In Hollywood entstehen Blockbuster in Studiokulissen und gerne mal in grünen Räumen. Und den Rest macht der Computer. Nur hat Lukas sein Set aus Rollenweise Packpapier gebastelt, das er gemeinsam mit Freunden mit Graffiti besprüht und an die Wand geklebt hat. Aber man merkt es nicht. Licht, Nebel, Musik und eben der richtige Kamerawinkel erschaffen das Berliner Nachtleben.
Schauspielerinnen per Social Media gefunden
Obwohl Lukas Kotthaus nie eine Filmhochschule besucht hat, weiß er genau, was er will und was er tut. Man spürt, dass er die Bilder und Szenen exakt in seinem Kopf hat. Und diese Souveränität übertragt sich auf das gesamte Team. Denn niemand hier im Raum ist Profi, nicht mal im Ansatz. Seine Schauspieler hat Kotthaus meist per Social Media gefunden, die Komparsen für die Clubszene wurden auch mit Hilfe dieser Zeitung gesucht. Aufnahmeleiter Henrik Lüesse ist ein Freund wie viele andere am Set auch. „Dolly“, ein Kamerawagen, der am professionellen Filmset gerne mal mehrere Tausend Euro kostet, ist bei Kotthaus ein Brett, unter das ein paar Rollen geschraubt sind.
Aber eben so intelligent, dass Dolly perfekt auf den Schienen läuft. Die bestehen aus alten Abwasserrohren. Das Catering übernimmt Mama Simone Kotthaus, sie kümmert sich auch um Requisiten, stimmt sich, wenn nötig, mit dem Ordnungsamt oder der Polizei ab. Und ganz viel macht eben Lukas Kotthaus. Er ist Regisseur, Drehbuchautor, Kameramann und Cutter in einer Person. Hauptdarstellerin Emelie Pütz ist Kotthaus auf Instagram gefolgt und als sie gesehen hat, dass er Schauspieler sucht, hat sie ihn einfach angerufen. Ein paar Gespräche später hatte sie die Rolle. Anna Saphira Ronsdorf ist eine langjährige Freundin von Emelie, so simpel ist das manchmal.

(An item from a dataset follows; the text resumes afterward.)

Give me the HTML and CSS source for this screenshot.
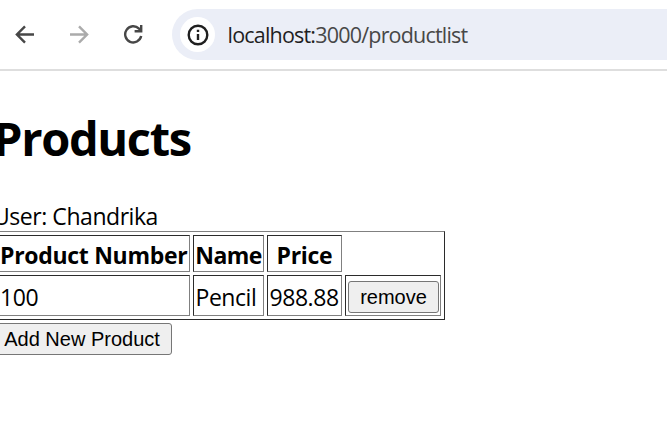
FILE: index.html
```html
<!DOCTYPE html>
<html lang="en">
<head>
<meta charset="utf-8">
<title>Products</title>
<link rel="stylesheet" href="styles.css">
</head>
<body>
<header class="toolbar">
  <svg class="icon back" viewBox="0 0 20 20"><path d="M19 10.5H2.3M10 2.4l-8.1 8.1 8.1 8.1"/></svg>
  <svg class="icon forward" viewBox="0 0 20 20"><path d="M1 10.5h16.7M10 2.4l8.1 8.1-8.1 8.1"/></svg>
  <svg class="icon reload" viewBox="0 0 20 20"><path d="M18.2 12.1A8.1 8.1 0 1 1 16 4.6l2 2M18.2 1v6.3h-6.6"/></svg>
  <div class="address">
    <span class="site-info">
      <svg class="info" viewBox="0 0 22 22"><circle cx="11" cy="11" r="9.3"/><path d="M11 10v6M11 5.8v2.2"/></svg>
    </span>
    <span class="url"><span class="host">localhost:</span>3000/productlist</span>
  </div>
</header>
<main class="page">
  <h1 class="title">Products</h1>
  <div class="user">User: Chandrika</div>
  <table class="products">
    <tr class="head"><th class="number">Product Number</th><th class="name">Name</th><th class="price">Price</th></tr>
    <tr class="row"><td class="id">100</td><td>Pencil</td><td>988.88</td><td class="action"><button class="button remove">remove</button></td></tr>
  </table>
  <button class="button add">Add New Product</button>
</main>
</body>
</html>
```
FILE: styles.css
```css
* { box-sizing: border-box; }
body {
  margin: 0;
  height: 423px;
  overflow: hidden;
  background: #fff;
  color: #000;
  font-family: "Open Sans", "Noto Sans", sans-serif;
  font-size: 23px;
  line-height: 32px;
}
.toolbar {
  display: flex;
  align-items: center;
  height: 71px;
  padding: 0 0 2px 15px;
  border-bottom: 2px solid #dedede;
}
.icon {
  flex: none;
  width: 20px;
  height: 20px;
  fill: none;
  stroke: #474747;
  stroke-width: 2.4;
}
.forward { margin-left: 34px; stroke: #ababab; }
.reload { margin-left: 34px; }
.address {
  display: flex;
  align-items: center;
  flex: 1;
  height: 51px;
  margin: 2px 0 0 29px;
  padding-left: 8px;
  border-radius: 26px 0 0 26px;
  background: #ebeef7;
}
.site-info {
  display: flex;
  align-items: center;
  justify-content: center;
  width: 35px;
  height: 35px;
  border-radius: 50%;
  background: #fff;
}
.info { width: 22px; height: 22px; fill: none; stroke: #1f1f1f; stroke-width: 2.4; }
.url { margin-left: 12.5px; font-size: 21.5px; letter-spacing: -0.8px; color: #474747; }
.host { color: #1f1f1f; }
.page { margin-left: -5px; }
.title {
  height: 64px;
  margin: 35px 0 30px -2px;
  font-size: 47px;
  line-height: 64px;
  letter-spacing: -1.35px;
}
.user { height: 31px; margin-left: -2px; letter-spacing: -0.45px; }
.products {
  width: 450px;
  height: 89px;
  table-layout: fixed;
  border: 1px solid;
  border-color: #808080 #2b2b2b #2b2b2b #808080;
  border-spacing: 3px;
}
.products th, .products td {
  padding: 0;
  border: 1px solid;
  border-color: #2b2b2b #808080 #808080 #2b2b2b;
  white-space: nowrap;
}
.products th { padding-top: 2px; letter-spacing: -0.3px; }
.products td { padding: 3px 0 0 1.5px; letter-spacing: -0.45px; }
.products .number { padding-right: 2px; }
.products .name { letter-spacing: -0.6px; }
.products .id { padding-left: 0; }
.head { height: 37px; }
.row { height: 41px; }
.number { width: 191px; }
.name { width: 71px; }
.price { width: 75px; }
.products .action { padding: 2px 0 0 2px; }
.button {
  display: block;
  height: 32px;
  padding: 0;
  border: 1px solid #767676;
  border-radius: 3px;
  background: #efefef;
  color: #000;
  font: 20px/30px "Liberation Sans", Arial, sans-serif;
}
.remove { width: 91px; }
.add { width: 177px; margin-top: 3px; padding-right: 3px; }
```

Großteil des Budgets ist Eigenleistung
Über ein echtes Budget kann man bei seinem Film nicht reden, Kotthaus hat ein paar Sponsoren, aber das Meiste geschieht eben in Eigenleistung. Die Filmmusik wird eigens komponiert und es gibt eine professionelle Tonmischung, das war’s. „Viel wird zur Verfügung gestellt. Zuletzt durften wir zum Beispiel zwei Tage in Thier in der Schule drehen“, erzählt der Regisseur. Da hat natürlich auch der erste Film viele Türen geöffnet – nicht zuletzt, weil er sich mit dem Thema Inklusion beschäftigt hat.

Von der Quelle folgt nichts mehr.